Director X knows how to make a hit. The Toronto-based visionary is responsible for crafting the videos for Usher's "Yeah!," R. Kelly's "Happy People," and all of Sean Paul's signature clips. The thread between these classics is dance and X's latest release, the video for Drake's "Hotline Bling," with its blend of color and movement, effusively celebrates that legacy.
Drake's long been a fan of Director X, a fellow native of Toronto with whom he previously collaborated on the videos for "Worst Behavior," "Started From The Bottom," and "HYFR."
On Wednesday, as he prepared to start a day of shooting on the latest Center Stage sequel in Los Angeles, Director X talked with The FADER about "Hotline Bling"'s success, its place in the history of X's work, and the importance of focusing attention on dance.
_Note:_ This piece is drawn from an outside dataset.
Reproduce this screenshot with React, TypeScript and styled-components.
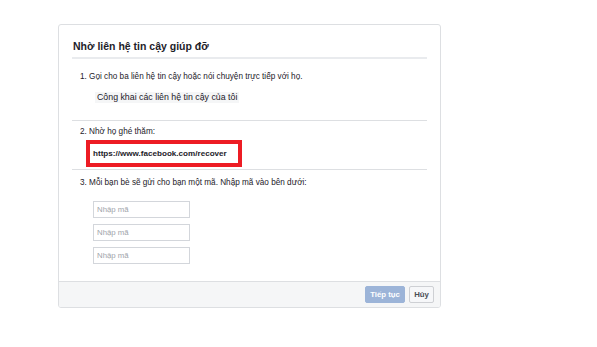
import React from 'react'
import styled, { createGlobalStyle } from 'styled-components'

const GlobalStyle = createGlobalStyle`
  html, body {
    margin: 0;
    padding: 0;
    background: #fff;
    font-family: "Liberation Sans", Arial, sans-serif;
    color: #1d2129;
  }
`

const Page = styled.div`
  width: 597px;
  height: 347px;
  padding: 24px 0 0 58px;
  box-sizing: border-box;
`

const Card = styled.div`
  width: 383px;
  height: 284px;
  box-sizing: border-box;
  border: 1px solid #dddfe2;
  border-radius: 3px;
  display: flex;
  flex-direction: column;
  overflow: hidden;
`

const Header = styled.div`
  margin: 0 13px;
  padding: 15px 0 5px 1px;
  border-bottom: 2px solid #e9ebee;
  font-size: 10.5px;
  font-weight: bold;
  line-height: 12px;
  white-space: nowrap;
`

const Section = styled.div<{ $top: number; $bottom: number; $last?: boolean }>`
  margin: 0 13px;
  padding: ${p => p.$top}px 0 ${p => p.$bottom}px 8px;
  border-bottom: ${p => (p.$last ? 'none' : '1px solid #dddfe2')};
  flex: ${p => (p.$last ? 1 : 'none')};
`

const StepText = styled.div`
  font-size: 8.2px;
  line-height: 12px;
  color: #1d2129;
  white-space: nowrap;
`

const GrayButton = styled.div`
  display: inline-block;
  margin: 9px 0 0 15px;
  padding: 0 2px;
  height: 11px;
  line-height: 11px;
  background: #f5f6f7;
  font-size: 8.8px;
  color: #1d2129;
  white-space: nowrap;
`

const Highlight = styled.div`
  width: 156px;
  height: 27px;
  box-sizing: border-box;
  margin: 2px 0 0 6px;
  border: 4px solid #ed1c24;
  padding: 0 0 0 3px;
  display: flex;
  align-items: center;
  font-size: 8.1px;
  font-weight: bold;
  color: #1d2129;
  white-space: nowrap;
`

const Inputs = styled.div`
  display: flex;
  flex-direction: column;
  gap: 6px;
  margin: 12px 0 0 13px;
`

const CodeInput = styled.input`
  width: 97px;
  height: 17px;
  box-sizing: border-box;
  margin: 0;
  border: 1px solid #d3d6db;
  padding: 0 3px;
  font-family: "Liberation Sans", Arial, sans-serif;
  font-size: 7.8px;
  outline: none;
  &::placeholder {
    color: #a0a4aa;
  }
`

const Footer = styled.div`
  height: 26px;
  box-sizing: border-box;
  border-top: 1px solid #dddfe2;
  background: #f5f6f7;
  display: flex;
  justify-content: flex-end;
  align-items: center;
  gap: 4px;
  padding: 0 6px 0 0;
`

const Button = styled.button<{ $primary?: boolean }>`
  height: 17px;
  box-sizing: border-box;
  margin: 0;
  padding: 0;
  border-radius: 2px;
  font-family: "Liberation Sans", Arial, sans-serif;
  font-size: 7.8px;
  font-weight: bold;
  line-height: 15px;
  white-space: nowrap;
  border: 1px solid ${p => (p.$primary ? '#9cb4d8' : '#ced0d4')};
  background: ${p => (p.$primary ? '#9cb4d8' : '#f6f7f9')};
  color: ${p => (p.$primary ? '#fff' : '#4b4f56')};
  width: ${p => (p.$primary ? '40px' : '25px')};
`

export default function App() {
  return (
    <Page>
      <GlobalStyle />
      <Card>
        <Header>Nhờ liên hệ tin cậy giúp đỡ</Header>
        <Section $top={12} $bottom={16}>
          <StepText>1. Gọi cho ba liên hệ tin cậy hoặc nói chuyện trực tiếp với họ.</StepText>
          <GrayButton>Công khai các liên hệ tin cậy của tôi</GrayButton>
        </Section>
        <Section $top={5} $bottom={2}>
          <StepText>2. Nhờ họ ghé thăm:</StepText>
          <Highlight>https://www.facebook.com/recover</Highlight>
        </Section>
        <Section $top={7} $bottom={0} $last>
          <StepText>3. Mỗi bạn bè sẽ gửi cho bạn một mã. Nhập mã vào bên dưới:</StepText>
          <Inputs>
            <CodeInput placeholder="Nhập mã" />
            <CodeInput placeholder="Nhập mã" />
            <CodeInput placeholder="Nhập mã" />
          </Inputs>
        </Section>
        <Footer>
          <Button $primary>Tiếp tục</Button>
          <Button>Hủy</Button>
        </Footer>
      </Card>
    </Page>
  )
}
Below, the director speaks about what Drake brings to a set, the most important lesson he learned from video titan Hype Williams, and why James Turrell is brilliant, but not solely responsible for all those perfect colors.
DIRECTOR X: Drake and I have a way of working, we know each other really well. It would be what you'd expect from the kid.
We shot [the "Hotline Bling" video] in Toronto. I just started a production company called Creative Soul. My longtime manager and I started it, as a part of a larger company called S8. We started up in May, so this is one of our early productions. It was a great little thing. Everything in house, from the effects to the editing, it all comes under the S8 umbrella.
I'm influenced from a lot of places. I'm a set-driven director. A lot of kids were noticing that this feels like the Sean Paul video [for "Gimme The Light,"] which was a light-driven piece. A lot of kids were saying it looks like this other Sean Paul video, "I'm Still In Love," which is another video I did, which is another set-driven, people in boxes kind of piece. I do understand why people would say that's Turrell's thing but this is my style best of all. I'm definitely familiar with the man's work, he's a genius. But if you look back at what I do, this is my style.
Maybe from my graphic design background I just have a graphic style. It's something Hype [Williams] told me when I was first getting into everything—at first I didn't get it, but he said, "A video should be about something." I was like, "What if it's a performance video, what if it's about them?" But then I understood—it could be about the light changing, it could be about the sets being arrows, it could be about sets being lit from the inside, it could be about whatever. It's a philosophy I've always kept and it works. [With "Hotline Bling"] you've got a very strong visual piece and that's what it is. We're not mixing it with street footage, we're not trying to do a different type of performance. This is what the performance is—it's these boxes, it's these walls, it's this thing.
I'm West Indian, I'm from Toronto, it's a very dancing kind of culture. If you go out and see me out, I'm probably boogieing around, I'm probably dancing with some girl because girls like dancing. I'm always a promoter of dance in music videos, so that hopefully [dancing in videos] will become dancing in public. It's really disappointing to me to go out and see all of the men just standing around, hoping that some girl with have fun with them. I'm always happy to see a guy dance. So as much as people laugh and joke and have a lot of fun with it, guess what? Even if Drake wasn't Drake and he was in a club dancing like that, he'd get a lot more attention and love than Mr. Bottle Service Guy who's just standing around. I don't know what the fuck they do with that. Drake is touring the world doing festivals every weekend, dancing.
Dancing is a big part of my culture, a big part of my work. It engages people. So I support the dance movement, all shapes and forms. Toronto is a big multicultural town—look at Drake's friends.
Drake's vibe and involvement [made the "Hotline Bling" video experience] a little different than your usual music video, where you're hired and it's: "Here's the gig and here's the thing we're doing." Drake is a part of it, he has an idea of what he wants. He wanted to do that whole dance number with Tanisha at the end.
That dance was a throwback for me and Tanisha, to Sean Paul's "Gimme The Light." Tanisha and I do the same dance and situation in those videos. This really does feel like a "Gimme the Light" for a new millennium, or the '10s. But this is definitely on a different level. I've seen some videos react, "Gimme The Light" was a real pice of culture. It was a music that was out of the spotlight for a while—it all really hit and people were excited when it happened. Even Kendrick Lamar, when I did "King Kunta," there was a noticeable online presence. I saw on my Twitter, I saw on my Instagram. I saw different people react to it, "This is crazy, this it's nuts. But it's fun!" Doing this video, that's the one thing Drake was like: "I want this to be fun." Fun, fun, fun. The buzzword was fun and there was full focus on this. And you've got to admit, it looks like fun.